Anisotropic Seebeck Behavior and Power Factor Enhancement in Post-Selenized BiTeSe Thin Films
摘要
Bismuth chalcogenide-based materials have attracted attention for room-temperature thermoelectric applications because of their favorable electronic transport properties; however, controlling defects, anisotropy, and carrier transport in thin films remains challenging. In this study, BiTeSe thin films are systematically investigated as a promising n-type thermoelectric material, with a focus on the effect of post-selenization time on structural and transport properties. X-ray diffraction confirms the formation of the BiTeSe phase, while shoulder peaks indicate minor impurities or defect-related features. Increasing post-selenization time significantly influences crystallite size, dislocation density, and microstrain, reflecting progressive structural evolution.

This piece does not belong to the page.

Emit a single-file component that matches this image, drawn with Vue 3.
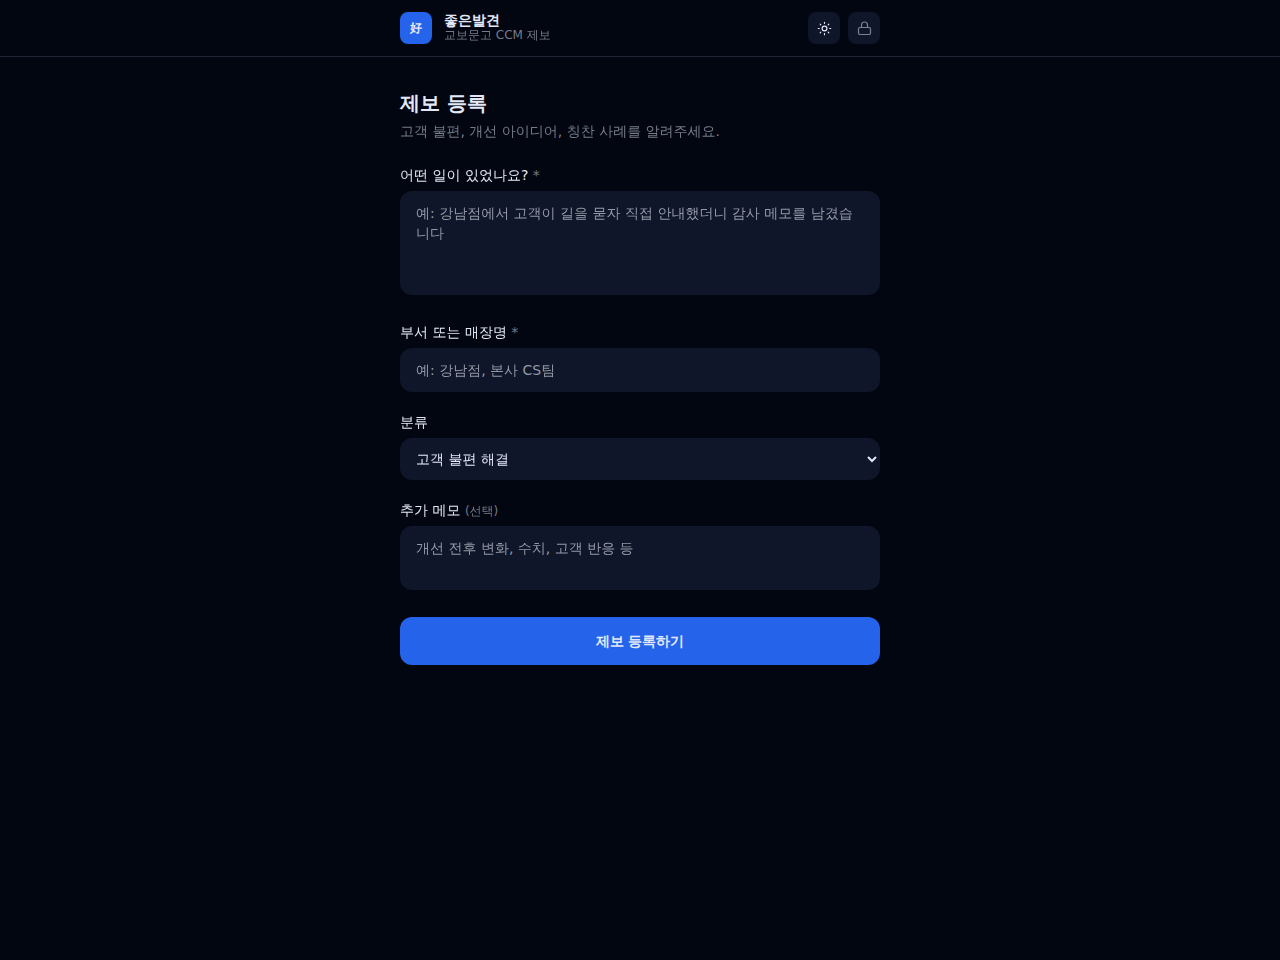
<script setup>
import { ref } from 'vue'

const story = ref('')
const place = ref('')
const category = ref('complaint')
const memo = ref('')
</script>

<template>
  <div class="page">
    <header class="topbar">
      <div class="topbar-inner">
        <div class="logo">好</div>
        <div class="brand">
          <p class="brand-name">좋은발견</p>
          <p class="brand-sub">교보문고 CCM 제보</p>
        </div>
        <button class="icon-btn sun" type="button" aria-label="테마 전환">
          <svg viewBox="0 0 16 16" width="16" height="16" fill="none" stroke="currentColor" stroke-width="1.2" stroke-linecap="round">
            <circle cx="8.5" cy="8.5" r="2.4" />
            <path d="M8.5 2.3v1M8.5 13.7v1M2.3 8.5h1M13.7 8.5h1M4.2 4.2l.6.6M12.2 12.2l.6.6M4.8 12.2l-.6.6M12.8 4.2l-.6.6" />
          </svg>
        </button>
        <button class="icon-btn" type="button" aria-label="관리자">
          <svg viewBox="0 0 16 16" width="16" height="16" fill="none" stroke="currentColor" stroke-width="1.2" stroke-linecap="round" stroke-linejoin="round">
            <rect x="2.5" y="7.5" width="12" height="7" rx="1.4" />
            <path d="M5.5 7.5V5a3 3 0 0 1 6 0v2.5" />
          </svg>
        </button>
      </div>
    </header>

    <main class="content">
      <h1>제보 등록</h1>
      <p class="lead">고객 불편, 개선 아이디어, 칭찬 사례를 알려주세요.</p>

      <form class="form" @submit.prevent>
        <div class="field">
          <label for="story">어떤 일이 있었나요? <span class="mark">*</span></label>
          <textarea id="story" v-model="story" class="control story" placeholder="예: 강남점에서 고객이 길을 묻자 직접 안내했더니 감사 메모를 남겼습니다"></textarea>
        </div>
        <div class="field">
          <label for="place">부서 또는 매장명 <span class="mark">*</span></label>
          <input id="place" v-model="place" class="control" type="text" placeholder="예: 강남점, 본사 CS팀" />
        </div>
        <div class="field">
          <label for="category">분류</label>
          <select id="category" v-model="category" class="control">
            <option value="complaint">고객 불편 해결</option>
            <option value="idea">개선 아이디어</option>
            <option value="praise">칭찬 사례</option>
          </select>
        </div>
        <div class="field">
          <label for="memo">추가 메모 <span class="optional">(선택)</span></label>
          <textarea id="memo" v-model="memo" class="control memo" placeholder="개선 전후 변화, 수치, 고객 반응 등"></textarea>
        </div>
        <button class="submit" type="submit">제보 등록하기</button>
      </form>
    </main>
  </div>
</template>

<style>
html {
  color-scheme: dark;
}

body {
  margin: 0;
  background: #020610;
}
</style>

<style scoped>
* {
  box-sizing: border-box;
}

.page {
  min-height: 100vh;
  background: #020610;
  color: #e2e8f8;
  font-family: "DejaVu Sans", "WenQuanYi Zen Hei", "Noto Sans Mono CJK KR", "Noto Sans CJK KR", sans-serif;
  font-size: 14px;
  line-height: 20px;
}

p,
h1 {
  margin: 0;
}

.topbar {
  border-bottom: 1px solid #1e2638;
}

.topbar-inner {
  display: flex;
  align-items: center;
  gap: 8px;
  max-width: 512px;
  margin: 0 auto;
  padding: 12px 16px;
}

.logo {
  display: flex;
  align-items: center;
  justify-content: center;
  width: 32px;
  height: 32px;
  margin-right: 4px;
  border-radius: 8px;
  background: #2563eb;
  font-size: 12px;
}

.logo,
.brand-name,
h1,
.submit {
  color: #e2e8f8;
  font-family: "DejaVu Sans", sans-serif;
  font-weight: 700;
}

.brand {
  flex: 1;
}

.brand-name {
  line-height: 14px;
}

.brand-sub {
  color: #757b8b;
  font-size: 12px;
  line-height: 16px;
}

.icon-btn {
  display: flex;
  align-items: center;
  justify-content: center;
  width: 32px;
  height: 32px;
  padding: 0;
  border: 0;
  border-radius: 8px;
  background: #0f1629;
  color: #7b8190;
}

.icon-btn.sun {
  color: #e2e8f8;
}

.content {
  max-width: 512px;
  margin: 0 auto;
  padding: 32px 16px;
}

h1 {
  font-size: 20px;
  line-height: 28px;
}

.lead {
  margin-top: 4px;
  color: #757b8b;
}

.form {
  display: flex;
  flex-direction: column;
  gap: 20px;
  margin-top: 24px;
}

.field {
  display: flex;
  flex-direction: column;
  gap: 6px;
}

label {
  height: 20px;
}

.mark {
  color: #757b8b;
}

.optional {
  color: #757b8b;
  font-size: 12px;
}

.control {
  display: block;
  width: 100%;
  padding: 12px 16px;
  border: 0;
  border-radius: 12px;
  background: #0f1629;
  color: #e2e8f8;
  font: inherit;
  resize: none;
}

input.control {
  height: 44px;
}

select.control {
  height: 42px;
  padding: 0 12px;
}

.control::placeholder {
  color: #9298a5;
}

.story {
  height: 104px;
  margin-bottom: 7px;
}

.memo {
  height: 64px;
  margin-bottom: 7px;
}

.submit {
  height: 48px;
  padding: 0;
  border: 0;
  border-radius: 12px;
  background: #2563eb;
  font-size: 14px;
  line-height: 20px;
}
</style>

Surface morphology analysis shows increased roughness and grain refinement with prolonged selenization, indicating improved film densification. Electrical measurements reveal a notable decrease in resistivity up to 3 h post-selenization, despite higher defect density, because of increased electron concentration and optimized carrier transport. Pronounced anisotropic Seebeck behavior correlates strongly with grain orientation, particularly in the 3 h post-selenized sample. Variations in Fermi energy with selenization time highlight the combined effects of mechanical strain and anisotropy on transport. The thermoelectric power factor reaches 3.53 μWcm−1 K−2 for the 3 h film, demonstrating that post-selenization effectively enhances performance. These results confirm the potential of BiTeSe films for efficient room-temperature thermoelectric applications.